UK Housing Market Overview

 

The UK housing market is posting a grim picture after rallying for five years straight on the back of eased monetary policies in the EU region.

 

House ownership survey 2017-18, by English Housing Survey, estimated that 14.8 million out of a total 27 million households ‘owned’ houses either directly or indirectly through mortgages. This leaves 12.2 million remaining households to the rented sector either private or social.

 

Surprisingly, private rented sector topped with highest prevalence of poor housing conditions at 25% followed by owner occupied and social rented sector at 19% and 13% respectively. This puts the aggregate ‘demand’ for better houses at 2.8 million with 1.7 million living in Category 1 hazardous homes.

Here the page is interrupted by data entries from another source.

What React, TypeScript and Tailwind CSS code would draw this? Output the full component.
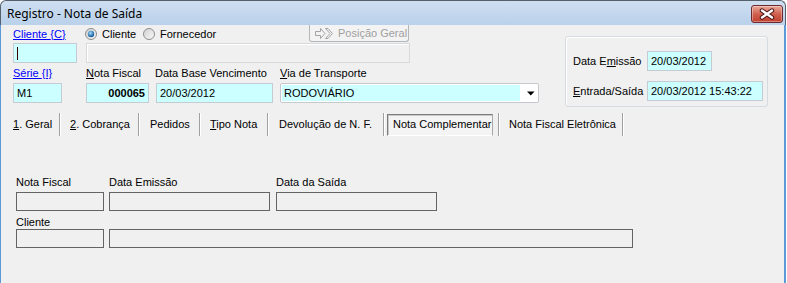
import React from "react";

// Registro - Nota de Saída (janela estilo Windows 7)

const RadioDot: React.FC<{ checked?: boolean }> = ({ checked }) => (
  <svg width="12" height="12" viewBox="0 0 12 12" className="shrink-0">
    <defs>
      <linearGradient id={checked ? "rgOn" : "rgOff"} x1="0" y1="0" x2="1" y2="1">
        <stop offset="0" stopColor="#cfcfcf" />
        <stop offset="1" stopColor="#fbfbfb" />
      </linearGradient>
      <radialGradient id="rbDot" cx="40%" cy="35%" r="65%">
        <stop offset="0" stopColor="#a6dcff" />
        <stop offset="1" stopColor="#0b5596" />
      </radialGradient>
    </defs>
    <circle cx="6" cy="6" r="5.5" fill={`url(#${checked ? "rgOn" : "rgOff"})`} stroke="#8d8d8d" />
    {checked && <circle cx="6" cy="6" r="3.2" fill="url(#rbDot)" />}
  </svg>
);

const CloseButton = () => (
  <div className="mt-[4px] h-[18px] w-[32px] rounded-[3px] border border-[#6e2a2a] bg-gradient-to-b from-[#e9a99b] via-[#d0614f] to-[#bf3d2b] shadow-[inset_0_0_0_1px_rgba(255,255,255,0.35)]">
    <svg width="30" height="16" viewBox="0 0 30 16">
      <path d="M10 4.5 L20 11.5 M20 4.5 L10 11.5" stroke="#4a1414" strokeWidth="4.4" strokeLinecap="round" />
      <path d="M10 4.5 L20 11.5 M20 4.5 L10 11.5" stroke="#ffffff" strokeWidth="2.4" strokeLinecap="round" />
    </svg>
  </div>
);

const ArrowsIcon = () => (
  <svg width="19" height="11" viewBox="0 0 19 11" className="shrink-0">
    <path d="M0.5 3.5 H5.5 V0.5 L10 5.5 L5.5 10.5 V7.5 H0.5 Z" fill="none" stroke="#a3a3a3" />
    <path d="M10.5 0.5 H13 L17.5 5.5 L13 10.5 H10.5 L15 5.5 Z" fill="none" stroke="#a3a3a3" />
  </svg>
);

const Box: React.FC<{ w: string; children?: React.ReactNode; className?: string }> = ({ w, children, className = "" }) => (
  <div className={`${w} flex h-[20px] items-center whitespace-nowrap border border-[#c4cbd3] bg-[#ccffff] px-[3px] ${className}`}>{children}</div>
);

const Sep = () => <div className="h-[23px] w-[2px] border-l border-r border-l-[#a0a0a0] border-r-white" />;

const Tab: React.FC<{ w: string; children: React.ReactNode }> = ({ w, children }) => (
  <div className={`${w} flex h-[23px] items-center whitespace-nowrap`}>{children}</div>
);

export default function App() {
  return (
    <div className="h-[283px] w-[787px] overflow-hidden bg-white font-['Liberation_Sans',Arial,sans-serif] text-[11px] leading-[13px] text-black">
      <div className="flex h-full w-[786px] flex-col">
        {/* barra de título */}
        <div className="flex h-[25px] shrink-0 items-start justify-between rounded-t-[6px] border-x border-t border-[#56606b] bg-gradient-to-b from-[#cfdff1] to-[#b9d1ea] pl-[6px] pr-[2px]">
          <span className="mt-[6px] font-['Noto_Sans',sans-serif] text-[12px] leading-[14px] text-black">Registro - Nota de Saída</span>
          <CloseButton />
        </div>

        {/* área cliente */}
        <div className="flex flex-1 flex-col border-l border-r-2 border-[#5b9ad6] bg-[#f0f0f0] pl-[12px]">
          <div className="flex items-start">
            <div className="flex w-[527px] flex-col">
              <div className="flex h-[18px] items-center">
                <span className="w-[72px] text-[#0000ff] underline">Cliente {"{C}"}</span>
                <label className="flex w-[58px] items-center gap-[5px]">
                  <RadioDot checked />
                  <span>Cliente</span>
                </label>
                <label className="flex w-[166px] items-center gap-[5px]">
                  <RadioDot />
                  <span>Fornecedor</span>
                </label>
                <div className="flex h-[17px] w-[100px] items-center gap-[4px] self-start whitespace-nowrap rounded-b-[3px] border border-t-0 border-[#b3b7ba] bg-[#f3f3f3] pl-[5px] text-[#a0a0a0]">
                  <ArrowsIcon />
                  <span>Posição Geral</span>
                </div>
              </div>

              <div className="flex h-[20px] gap-[9px]">
                <div className="flex h-[20px] w-[64px] items-center border border-[#c4cbd3] bg-[#ccffff] pl-[3px]">
                  <span className="h-[13px] w-[1px] bg-[#3a0000]" />
                </div>
                <div className="h-[20px] w-[324px] border border-[#d7d9db] bg-[#f0f0f0] shadow-[inset_1px_1px_0_#ffffff]" />
              </div>

              <div className="flex h-[20px] pt-[4px]">
                <span className="w-[73px]"><span className="text-[#0000ff] underline">Série {"{I}"}</span></span>
                <span className="w-[69px]"><u>N</u>ota Fiscal</span>
                <span className="w-[125px]">Data Base Vencimento</span>
                <span><u>V</u>ia de Transporte</span>
              </div>

              <div className="flex h-[20px]">
                <Box w="w-[49px]">M1</Box>
                <Box w="w-[63px] ml-[24px] justify-end font-bold">000065</Box>
                <Box w="w-[117px] ml-[7px]">20/03/2012</Box>
                <div className="ml-[7px] flex h-[20px] w-[259px] items-center rounded-[2px] border border-[#c5c9cd] bg-white p-[1px]">
                  <div className="flex h-full w-[238px] items-center bg-[#ccffff] pl-[2px]">RODOVIÁRIO</div>
                  <svg width="8" height="5" viewBox="0 0 8 5" className="ml-[7px]">
                    <path d="M0 0.5 H7.5 L3.75 4.5 Z" fill="#000" />
                  </svg>
                </div>
              </div>
            </div>

            {/* grupo de datas */}
            <div className="ml-[25px] mt-[11px] flex h-[71px] w-[203px] flex-col gap-[10px] rounded-[3px] border border-[#d5dbe0] pl-[7px] pt-[14px] shadow-[inset_1px_1px_0_#ffffff]">
              <div className="flex h-[20px] items-center">
                <span className="w-[74px]">Data E<u>m</u>issão</span>
                <Box w="w-[65px]">20/03/2012</Box>
              </div>
              <div className="flex h-[20px] items-center">
                <span className="w-[74px]"><u>E</u>ntrada/Saída</span>
                <Box w="w-[116px]">20/03/2012 15:43:22</Box>
              </div>
            </div>
          </div>

          {/* abas */}
          <div className="mt-[6px] flex h-[23px] items-center">
            <Tab w="w-[46px]"><span><u>1</u>. Geral</span></Tab>
            <Sep />
            <Tab w="w-[77px] pl-[9px]"><span><u>2</u>. Cobrança</span></Tab>
            <Sep />
            <Tab w="w-[59px] pl-[10px]"><span>Pedidos</span></Tab>
            <Sep />
            <Tab w="w-[66px] pl-[9px]"><span><u>T</u>ipo Nota</span></Tab>
            <Sep />
            <Tab w="w-[114px] pl-[10px]"><span>Devolução de N. F.</span></Tab>
            <Sep />
            <div className="ml-[2px] flex h-[22px] w-[106px] items-center whitespace-nowrap border border-[#7c7c7c] border-b-white border-r-[#a9a9a9] bg-[#f4f4f4] pl-[5px] shadow-[inset_1px_1px_0_#c9c9c9]">
              Nota Complementar
            </div>
            <div className="ml-[5px]"><Sep /></div>
            <Tab w="w-[122px] pl-[9px]"><span>Nota Fiscal Eletrônica</span></Tab>
            <Sep />
          </div>

          {/* nota complementar */}
          <div className="mt-[40px] flex flex-col pl-[3px]">
            <div className="flex">
              <span className="w-[93px]">Nota Fiscal</span>
              <span className="w-[167px]">Data Emissão</span>
              <span>Data da Saída</span>
            </div>
            <div className="mt-[3px] flex">
              <div className="h-[19px] w-[88px] border border-[#646464]" />
              <div className="ml-[5px] h-[19px] w-[161px] border border-[#646464]" />
              <div className="ml-[6px] h-[19px] w-[161px] border border-[#646464]" />
            </div>
            <span className="mt-[5px]">Cliente</span>
            <div className="flex">
              <div className="h-[19px] w-[88px] border border-[#646464]" />
              <div className="ml-[5px] h-[19px] w-[524px] border border-[#646464]" />
            </div>
          </div>
        </div>
      </div>
    </div>
  );
}
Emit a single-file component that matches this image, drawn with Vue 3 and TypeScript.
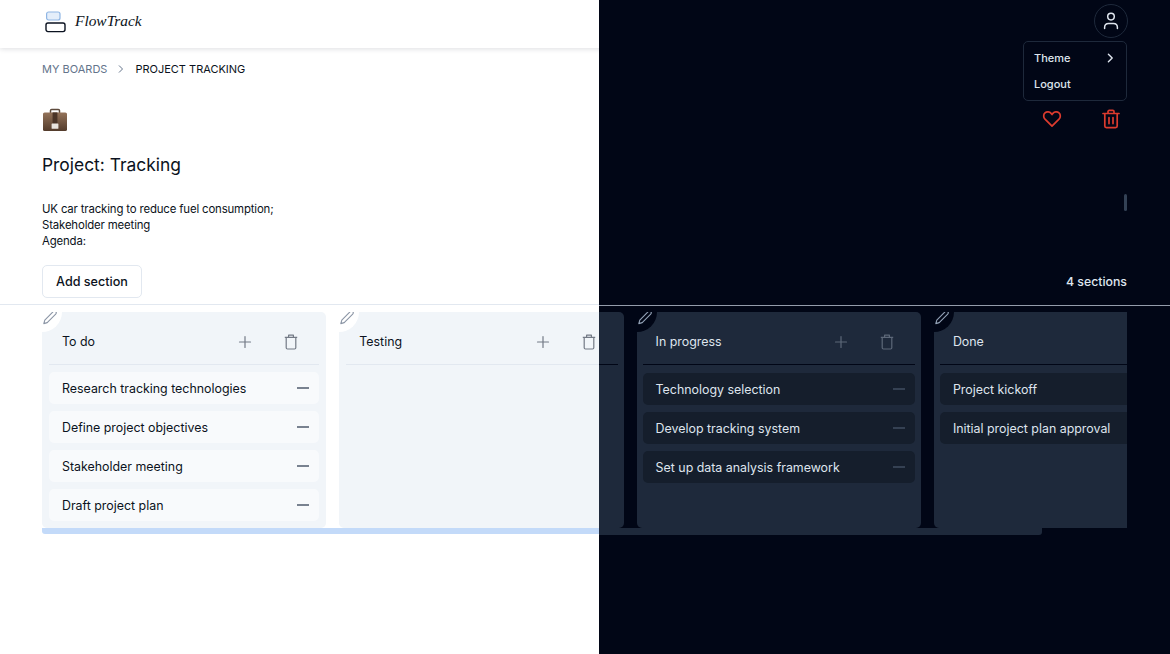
<template>
  <div class="page">
    <div v-for="theme in themes" :key="theme" class="layer" :class="theme">
      <header class="topbar">
        <div class="brand">
          <svg class="logo" width="22" height="22" viewBox="0 0 22 22" fill="none">
            <rect x="1.6" y="1" width="13.4" height="8" rx="2" fill="#e4eefa" stroke="#8fb6e4" stroke-width="1.2" />
            <rect x="1" y="12" width="19" height="8.6" rx="2" stroke="#0b1220" stroke-width="1.4" />
          </svg>
          <span class="brand-name">FlowTrack</span>
        </div>
        <button class="avatar">
          <svg width="16" height="18" viewBox="0 0 16 18" fill="none" stroke="currentColor" stroke-width="1.5" stroke-linecap="round">
            <circle cx="8" cy="4.6" r="3.3" />
            <path d="M1.6 16.6v-1.2c0-2.4 1.8-4 4-4h4.8c2.2 0 4 1.6 4 4v1.2" />
          </svg>
        </button>
        <div class="menu">
          <div class="menu-row">
            <span>Theme</span>
            <svg width="10" height="10" viewBox="0 0 10 10" fill="none" stroke="currentColor" stroke-width="1.4" stroke-linecap="round" stroke-linejoin="round">
              <path d="M3.4 1.2 7.2 5 3.4 8.8" />
            </svg>
          </div>
          <div class="menu-row">Logout</div>
        </div>
      </header>

      <main class="content">
        <nav class="crumbs">
          <span class="crumb-root">MY BOARDS</span>
          <svg width="8" height="10" viewBox="0 0 8 10" fill="none" stroke="#64748b" stroke-width="1">
            <path d="M2 1.5 5.5 5 2 8.5" />
          </svg>
          <span class="crumb-current">PROJECT TRACKING</span>
        </nav>

        <div class="emoji-row">
          <svg width="26" height="24" viewBox="0 0 26 24">
            <defs>
              <linearGradient :id="`bag-${theme}`" x1="0" y1="0" x2="0" y2="1">
                <stop offset="0" stop-color="#94735a" />
                <stop offset="1" stop-color="#533b2b" />
              </linearGradient>
            </defs>
            <path d="M8.5 5V2.6c0-.8.5-1.2 1.2-1.2h6.6c.7 0 1.2.4 1.2 1.2V5" fill="none" stroke="#5d4a3c" stroke-width="1.5" />
            <rect x="1" y="4.4" width="24" height="18.6" rx="1.6" :fill="`url(#bag-${theme})`" />
            <rect x="10.6" y="4.4" width="4.8" height="12" fill="#4a3427" />
            <rect x="9.6" y="15.6" width="6.8" height="5.2" rx=".5" fill="#e9e4de" />
          </svg>
          <div class="board-actions">
            <svg width="20" height="20" viewBox="0 0 20 20" fill="none" stroke="#dc3b2e" stroke-width="1.7" stroke-linejoin="round">
              <path d="M10 17.2 3 10.2C1.2 8.3 1.3 5.4 3 3.9c1.8-1.6 4.6-1.3 6.1.5l.9 1.1.9-1.1c1.5-1.8 4.3-2.1 6.1-.5 1.7 1.5 1.8 4.4 0 6.3z" />
            </svg>
            <svg width="18" height="20" viewBox="0 0 18 20" fill="none" stroke="#dc3b2e" stroke-width="1.7" stroke-linecap="round" stroke-linejoin="round">
              <path d="M1 4.5h16M6 4.5V2.6c0-.7.5-1.2 1.2-1.2h3.6c.7 0 1.2.5 1.2 1.2v1.9M2.8 4.5V17c0 .9.7 1.6 1.6 1.6h9.2c.9 0 1.6-.7 1.6-1.6V4.5M7 8.6v6M11 8.6v6" />
            </svg>
          </div>
        </div>

        <h1 class="title">Project: Tracking</h1>

        <p class="description">
          UK car tracking to reduce fuel consumption;<br />
          Stakeholder meeting<br />
          Agenda:
        </p>

        <div class="section-bar">
          <button class="add-section">Add section</button>
          <span class="count">{{ sections.length }} sections</span>
          <i class="mini-scroll" />
        </div>
      </main>

      <div class="board">
        <div class="columns">
          <section v-for="section in sections" :key="section.title" class="column">
            <span class="edit">
              <svg width="16" height="16" viewBox="0 0 16 16" fill="none" stroke="currentColor" stroke-width="1.1" stroke-linejoin="round">
                <path d="M11.2 1.6c.7-.7 1.8-.7 2.5 0 .7.7.7 1.8 0 2.5L5.2 12.6l-3.4 1 1-3.4z" />
              </svg>
            </span>
            <div class="column-head">
              <span class="column-title">{{ section.title }}</span>
              <svg class="tool" width="14" height="14" viewBox="0 0 14 14" stroke="currentColor" stroke-width="1.2" stroke-linecap="round">
                <path d="M7 1.5v11M1.5 7h11" />
              </svg>
              <svg class="tool" width="14" height="16" viewBox="0 0 14 16" fill="none" stroke="currentColor" stroke-width="1.2" stroke-linejoin="round">
                <path d="M.8 3.4h12.4M4.6 3.4V1.2h4.8v2.2M2.2 3.4v10.4c0 .7.5 1.2 1.2 1.2h7.2c.7 0 1.2-.5 1.2-1.2V3.4" />
              </svg>
            </div>
            <ul class="tasks">
              <li v-for="task in section.tasks" :key="task" class="task">
                <span>{{ task }}</span>
                <svg width="12" height="2" viewBox="0 0 12 2"><path d="M0 1h12" stroke="currentColor" stroke-width="1.3" /></svg>
              </li>
            </ul>
          </section>
        </div>
        <div class="scroll-thumb" />
      </div>
    </div>
  </div>
</template>

<script setup lang="ts">
interface Section {
  title: string;
  tasks: string[];
}

const themes = ["light", "dark"];

const sections: Section[] = [
  {
    title: "To do",
    tasks: ["Research tracking technologies", "Define project objectives", "Stakeholder meeting", "Draft project plan"]
  },
  { title: "Testing", tasks: [] },
  {
    title: "In progress",
    tasks: ["Technology selection", "Develop tracking system", "Set up data analysis framework"]
  },
  { title: "Done", tasks: ["Project kickoff", "Initial project plan approval"] }
];
</script>

<style>
html,
body {
  margin: 0;
  background: #fff;
}
</style>

<style scoped>
.page {
  display: grid;
  width: 1170px;
  height: 654px;
  overflow: hidden;
  font-family: Inter, "Liberation Sans", sans-serif;
}
.layer {
  grid-area: 1 / 1;
  display: flex;
  flex-direction: column;
  min-width: 0;
  isolation: isolate;
  --bg: #fff;
  --text: #0b1220;
  --muted: #64748b;
  --line: #e2e8f0;
  --col: #f1f5f9;
  --task: #f8fafc;
  --tool: #737a86;
  --edit: #8b95a5;
  --minus: #334155;
  --rule: #e2e8f0;
  --thumb: #c3daf9;
  --outline: #e2e8f0;
  background: var(--bg);
  color: var(--text);
}
.dark {
  z-index: 1;
  --bg: #010616;
  --text: #dfe5ee;
  --muted: #64748b;
  --line: #949cab;
  --col: #1e293b;
  --task: #151e2c;
  --tool: #5d6879;
  --edit: #94a3b8;
  --minus: #475569;
  --rule: #010616;
  --thumb: #1e293b;
  --outline: #1e293b;
  clip-path: inset(0 0 0 599px);
}
.topbar {
  position: relative;
  flex: none;
  height: 48px;
  box-sizing: border-box;
  padding: 0 42px 0 45px;
  display: flex;
  align-items: center;
  justify-content: space-between;
  box-shadow: 0 1px 5px rgba(15, 23, 42, 0.14);
}
.dark .topbar {
  box-shadow: none;
}
.brand {
  display: flex;
  align-items: center;
  gap: 8px;
  margin-top: -6px;
}
.logo {
  margin-top: 1px;
}
.brand-name {
  font: italic 15.4px "Liberation Serif", serif;
  color: #0b1220;
}
.avatar {
  width: 34px;
  height: 34px;
  margin-top: -6px;
  padding: 0;
  display: flex;
  align-items: center;
  justify-content: center;
  background: none;
  border: 1px solid var(--outline);
  border-radius: 50%;
  color: var(--text);
}
.menu {
  position: absolute;
  top: 41px;
  right: 43px;
  width: 104px;
  height: 60px;
  box-sizing: border-box;
  padding: 3px 11px 3px 10px;
  border: 1px solid var(--outline);
  border-radius: 5px;
  background: var(--bg);
  font-size: 11px;
  font-weight: 500;
  z-index: 2;
}
.menu-row {
  height: 26px;
  display: flex;
  align-items: center;
  justify-content: space-between;
}
.content {
  flex: none;
  height: 256px;
  box-sizing: border-box;
  padding: 0 43px 0 42px;
  display: flex;
  flex-direction: column;
}
.dark .content {
  height: 257px;
}
.crumbs {
  height: 42px;
  display: flex;
  align-items: center;
  gap: 10px;
  font-size: 11px;
}
.crumb-root {
  color: var(--muted);
}
.crumb-current {
  color: var(--text);
}
.emoji-row {
  height: 24px;
  margin-top: 18px;
  display: flex;
  align-items: center;
  justify-content: space-between;
}
.board-actions {
  display: flex;
  align-items: center;
  gap: 40px;
  margin: 0 7px 2px 0;
}
.title {
  margin: 20px 0 0;
  font-size: 17.4px;
  line-height: 26px;
  font-weight: 400;
}
.description {
  margin: 23px 0 0;
  font-size: 11.4px;
  line-height: 16px;
  letter-spacing: -0.15px;
}
.section-bar {
  position: relative;
  margin-top: 16px;
  display: flex;
  align-items: center;
  justify-content: space-between;
}
.add-section {
  width: 100px;
  height: 33px;
  padding: 0;
  border: 1px solid var(--outline);
  border-radius: 5px;
  background: var(--bg);
  color: var(--text);
  font: 500 12.6px Inter, "Liberation Sans", sans-serif;
}
.count {
  font-size: 12.3px;
  font-weight: 500;
}
.mini-scroll {
  position: absolute;
  right: 0;
  top: -71px;
  width: 3px;
  height: 17px;
  border-radius: 2px;
  background: #334155;
}
.board {
  flex: none;
  box-sizing: border-box;
  padding: 7px 43px 0 42px;
  border-top: 1px solid var(--line);
}
.dark .board {
  padding-top: 6px;
}
.columns {
  display: flex;
  gap: 13px;
  overflow: hidden;
}
.column {
  position: relative;
  flex: none;
  width: 284.3px;
  height: 216px;
  box-sizing: border-box;
  padding: 0 7px;
  border-radius: 5px;
  background: var(--col);
}
.dark .column {
  padding: 0 6px;
}
.edit {
  position: absolute;
  top: 0;
  left: 0;
  width: 20px;
  height: 20px;
  display: flex;
  align-items: flex-start;
  justify-content: flex-start;
  border-bottom-right-radius: 20px;
  background: var(--bg);
  color: var(--edit);
}
.edit svg {
  flex: none;
  margin: -2px 0 0 0;
}
.column-head {
  height: 53px;
  margin-bottom: 7px;
  box-sizing: border-box;
  padding: 7px 21px 0 13px;
  display: flex;
  align-items: center;
  gap: 32px;
  border-bottom: 1px solid var(--rule);
  color: var(--tool);
}
.dark .column-head {
  margin-bottom: 8px;
}
.column-title {
  flex: 1;
  color: var(--text);
  font-size: 12.4px;
  font-weight: 400;
}
.tasks {
  margin: 0;
  padding: 0;
  list-style: none;
  display: flex;
  flex-direction: column;
  gap: 7px;
}
.task {
  height: 32px;
  box-sizing: border-box;
  padding: 0 10px 0 13px;
  display: flex;
  align-items: center;
  justify-content: space-between;
  border-radius: 5px;
  background: var(--task);
  font-size: 12.4px;
}
.task svg {
  color: var(--minus);
}
.scroll-thumb {
  width: 1000px;
  height: 6px;
  background: var(--thumb);
  border-radius: 0 0 3px 3px;
}
.dark .scroll-thumb {
  height: 7px;
}
</style>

‘Demand’ for accommodation has been high as the survey found 10% of the owners to have let out their house either partially or completely in the past one year. London and West-Midlands took the lead with one in 5 house owners agreeing to have done so.

 

While ‘Demand’ represents the minimum potential, actual demand remains subdued as noted by the Nationwide Building Society, the 7th largest cooperative financial institution. Its Housing Price Index (Nationwide HPI), not adjusted for inflation, is flattening with year on year change approaching zero.

 

The index is based on estimated price of a typical UK house which uses hedonic regression based on factors like location, neighborhood, property design, number of bedrooms and whether the property as new or old. The data is based on Nationwide’s own approved mortgages and the regression technique instead of simple averages helps reduce the effect of outlier transactions. While the ‘typical’ house is a purely hypothetical house, it represents the market more effectively than actual transactions.

 

It is worth noting that even though bet markets have estimated hard Brexit possibility at around 40% the approved mortgages based housing price index is far from a crash as was seen in the great financial crisis in 2018. Even though BoE chairman seemed to compare hard Brexit as major catastrophe, the one of sending UK into recession taking out large businesses, Nationwide’s approved mortgages so far do not appear to agree.

 

The effect on house builders is nevertheless significant. Persimmon’s H1 2019 results disappointed investors as it declared a decline of 5.6% in revenues. With net profit’s down by 2%, it is worth noting that Persimmon is a large British house-building company with assets valued at ₤4.6b and market capitalization of ₤5.9b. Other smaller house builders not necessarily listed could be in deeper troubles creating stressed assets for the lending banks.

 

Pillar 3 Quarterly filings, with the UK Prudential Regulatory Authority(PRA), that helps in monitoring adequacy of provisions against bank’s risky assets is worth taking a look at.

 

RBS’s NatWest Holding Group, the holding entity of retail businesses in the UK has Tier1 capital at ₤25b of which ₤21b is through common equity. Tier 1 capital stands at 21% whereas the requirement set by PRA is at 11.6%of its total risk weighted assets (RWA). RWA for the group as of June 2019 was ₤140.5b with contribution of ₤120b from credit risk alone and around ₤20m from operational risk with significant scope of improvement in the later.

 

With ring-fencing of retail and investment banking businesses becoming a statutory requirement in 2019, the retail banks are expected to remain more stable. The housing segment though worrisome is perhaps not a reason to panic.